Les femmes clament qu'elles veulent se libérer et, paradoxalement, refusent de vieillir. En n'acceptant pas son âge, en figeant son image, on cautionne d'une certaine façon le statut d'objet auquel on nous assigne. Faire des petites choses pour avoir bonne mine, je le comprends, mais je trouve pathétique et contreproductif le basculement dans la transformation.

Qu'en est-il de la raréfaction des rôles ?

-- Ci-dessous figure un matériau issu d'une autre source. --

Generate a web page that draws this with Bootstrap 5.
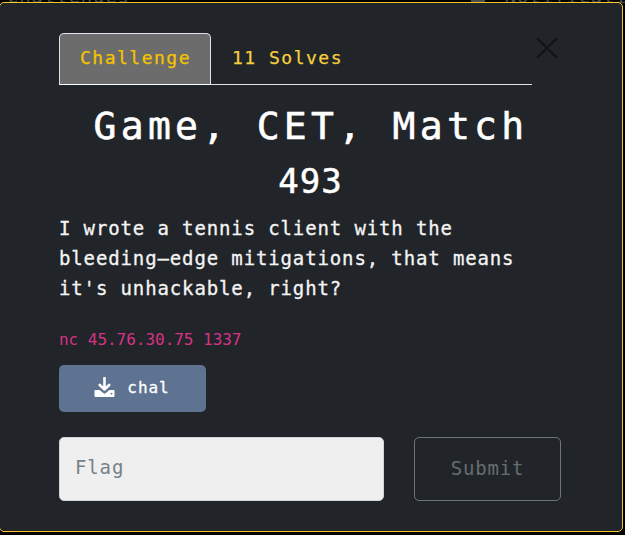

C'est pour moi le même sujet : il faut accepter de jouer des personnages de son âge pour que les regards changent en profondeur. D'autant qu'il y a aujourd'hui des points de vue pertinents qui montrent que la vie ne s'arrête pas après 50 ans. Quand on me propose de jouer une grand-mère, je ne tique pas, à condition que ce ne soit pas juste une mamie qui fait des crêpes et marche avec une canne. Dans la série Les Combattantes, j'interprétais même la mère de Grégoire Colin, un acteur qui a sept ans de moins que moi. Je l'ai jouée sur l'attitude, sans aucun artifice de vieillissement, et je suis fière de l'avoir rendue crédible.

Le Festival Sœurs Jumelles s'engage dans la lutte contre les violences sexuelles et sexistes. Êtes-vous optimiste sur la tournure que prend ce combat ?

Oui, car dorénavant tout le monde va devoir se tenir à carreau sur un plateau, et c'est tant mieux. Cependant, il ne faut pas semer la terreur. Le combat à mener est contre les agresseurs, pas contre les hommes. Il me semble aussi essentiel de faire le distinguo entre un viol, un abus de pouvoir et un mec lourd. Les sanctions doivent être proportionnelles et adaptées au cas par cas. Le spectre des agressions et des abus est vaste, et il ne faut pas tout mélanger.

Festival Sœurs jumelles, du 25 au 30 juin, à Rochefort.